-- Recorded information start --

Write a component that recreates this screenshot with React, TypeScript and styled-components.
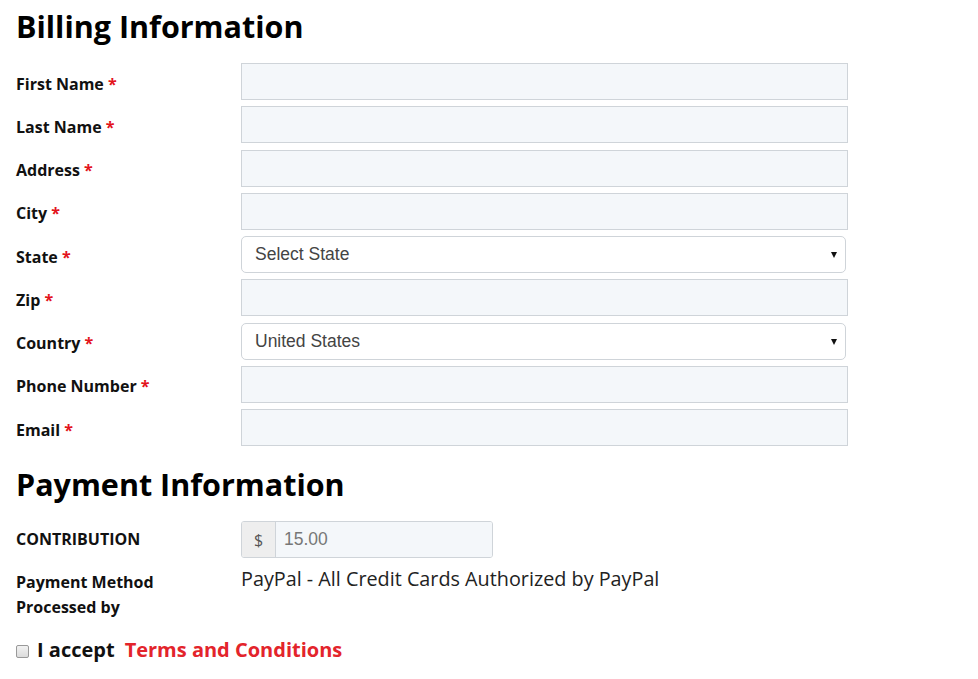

-- Recorded information end --
-- Recorded information start --

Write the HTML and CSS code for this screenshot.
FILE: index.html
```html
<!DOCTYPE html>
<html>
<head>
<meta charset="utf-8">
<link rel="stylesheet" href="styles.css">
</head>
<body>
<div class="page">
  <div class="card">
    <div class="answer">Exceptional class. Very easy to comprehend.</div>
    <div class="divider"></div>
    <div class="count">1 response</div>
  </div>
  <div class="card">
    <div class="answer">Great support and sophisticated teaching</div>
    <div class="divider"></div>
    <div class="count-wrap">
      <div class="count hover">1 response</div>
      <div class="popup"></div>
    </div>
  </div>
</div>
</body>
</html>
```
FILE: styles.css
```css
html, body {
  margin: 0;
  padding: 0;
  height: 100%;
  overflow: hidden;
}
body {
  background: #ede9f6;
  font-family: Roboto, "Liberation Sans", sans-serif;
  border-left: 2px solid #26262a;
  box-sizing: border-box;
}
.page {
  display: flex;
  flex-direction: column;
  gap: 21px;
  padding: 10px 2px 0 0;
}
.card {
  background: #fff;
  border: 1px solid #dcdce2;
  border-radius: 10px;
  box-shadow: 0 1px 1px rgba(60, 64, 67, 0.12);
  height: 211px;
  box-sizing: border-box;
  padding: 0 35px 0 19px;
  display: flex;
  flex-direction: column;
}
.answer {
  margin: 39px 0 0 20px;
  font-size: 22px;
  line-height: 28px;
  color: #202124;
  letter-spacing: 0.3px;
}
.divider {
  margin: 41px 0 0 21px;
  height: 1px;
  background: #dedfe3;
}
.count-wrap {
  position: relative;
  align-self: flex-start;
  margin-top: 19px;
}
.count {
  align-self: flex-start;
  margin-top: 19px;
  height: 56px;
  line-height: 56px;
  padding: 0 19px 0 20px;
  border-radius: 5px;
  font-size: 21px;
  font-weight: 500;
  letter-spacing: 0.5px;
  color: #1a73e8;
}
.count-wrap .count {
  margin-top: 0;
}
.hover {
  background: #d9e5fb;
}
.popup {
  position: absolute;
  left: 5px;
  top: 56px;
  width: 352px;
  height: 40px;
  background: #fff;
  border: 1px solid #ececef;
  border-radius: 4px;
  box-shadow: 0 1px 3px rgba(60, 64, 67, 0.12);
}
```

-- Recorded information end --

• [Problem details] For each line in the data above that contains the string "screenshot", extract the line.

• [Full answer]
Write a component that recreates this screenshot with React, TypeScript and styled-components.
Write the HTML and CSS code for this screenshot.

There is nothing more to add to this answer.